Skip to content

MCMC API

This page documents the SGLD-based MCMC helpers provided by deepuq.methods.mcmc. These helpers expose a lower-level workflow than the wrapper-style APIs, so the notes here focus on sample collection and predictive aggregation.

Public objects

  • SGLDOptimizer
  • collect_posterior_samples
  • predict_with_samples
  • predict_with_samples_uq

Parameter and variable conventions

Name Meaning
lr SGLD step size
weight_decay L2 penalty added to the stochastic gradient
n_steps total SGLD updates
burn_in fraction of early updates discarded before collecting samples
loss_fn loss used to compute stochastic gradients
samples list of state-dict snapshots collected after burn-in
apply_softmax convert logits to probabilities before aggregating
device device used for optimization or evaluation

Workflow expectations

  1. instantiate a deterministic model
  2. call collect_posterior_samples(...) with a training loader and loss
  3. reuse the returned samples with predict_with_samples(...) or predict_with_samples_uq(...)

Input and output shapes

  • collect_posterior_samples(...) expects minibatches (x, y) from data_loader.
  • predict_with_samples(...) returns tensors with the same trailing shape as one model forward pass.
  • classification helpers typically use outputs shaped [batch, n_classes].

UQResult mapping

predict_with_samples_uq(...) populates:

  • regression: mean, epistemic_var, total_var
  • classification (apply_softmax=True): mean, probs, probs_var, and epistemic_var

Common preconditions and failure modes

  • the architecture used for prediction must match the architecture used to collect samples
  • burn_in should be in [0, 1) to keep a meaningful number of posterior samples
  • loss_fn must match the task; the default is cross-entropy
  • apply_softmax=True should only be used when the model emits logits

Minimal example

samples = collect_posterior_samples(
    model,
    train_loader,
    n_steps=500,
    lr=1e-4,
    loss_fn=torch.nn.CrossEntropyLoss(),
    device="cuda",
)
uq = predict_with_samples_uq(model, samples, x_test, apply_softmax=True)

deepuq.methods.mcmc

MCMC utilities based on Stochastic Gradient Langevin Dynamics (SGLD).

SGLDOptimizer

Bases: Optimizer

Stochastic Gradient Langevin Dynamics optimizer.
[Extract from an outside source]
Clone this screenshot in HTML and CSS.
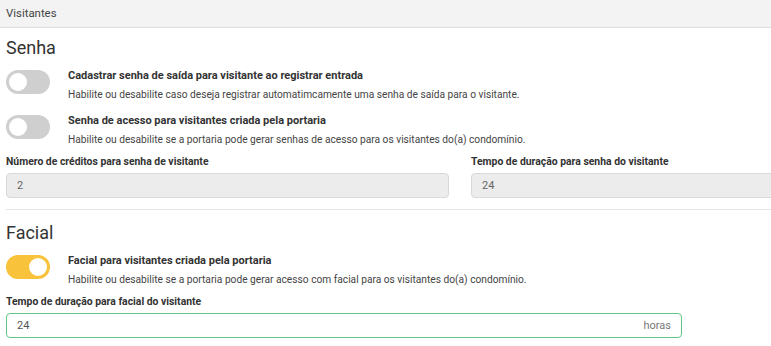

This optimizer performs an SGD-like update with additive Gaussian noise calibrated by the step size, following Welling & Teh (2011).

Parameters:

Name Type Description Default
params

Iterable of parameters to optimize.

required
lr

SGLD step size.

0.001
weight_decay

Optional L2 penalty added to the stochastic gradient.

0.0

step

step()

Apply one SGLD parameter update in-place.

Returns:

Type Description
None

The update is applied directly to the optimizer parameters.

collect_posterior_samples

collect_posterior_samples(
    model: Module,
    data_loader,
    n_steps=1000,
    lr=0.0001,
    weight_decay=0.0001,
    burn_in=0.2,
    loss_fn=None,
    device="cpu",
)

Run SGLD and collect posterior parameter snapshots.

Parameters:

Name Type Description Default
model Module

Neural network to sample.

required
data_loader

Iterable of mini-batches.

required
n_steps

Total SGLD updates.

1000
burn_in

Fraction of updates to skip before collecting snapshots.

0.2
loss_fn

Loss used to compute stochastic gradients. Defaults to cross-entropy.

None
device

Device on which optimization runs.

'cpu'

Returns:

Type Description
list[dict[str, Tensor]]

State-dict snapshots collected after burn-in. Each element can be fed into predict_with_samples or predict_with_samples_uq.

predict_with_samples

predict_with_samples(
    model: Module,
    samples,
    x,
    apply_softmax=True,
    device="cpu",
)

Predictive mean and variance from stored parameter samples.

Parameters:

Name Type Description Default
model Module

Model architecture compatible with the saved state dicts.

required
samples

Posterior parameter snapshots, typically from collect_posterior_samples.

required
x

Evaluation inputs.

required
apply_softmax

If True, convert logits into probabilities before aggregation.

True
device

Device used for model evaluation.

'cpu'

Returns:

Type Description
(mean, var):

Predictive mean and variance over the posterior sample dimension.

predict_with_samples_uq

predict_with_samples_uq(
    model: Module,
    samples,
    x,
    apply_softmax=True,
    device="cpu",
) -> UQResult

Return posterior-sample predictive moments in UQResult form.

epistemic_var stores the variance across posterior samples. No separate aleatoric component is estimated.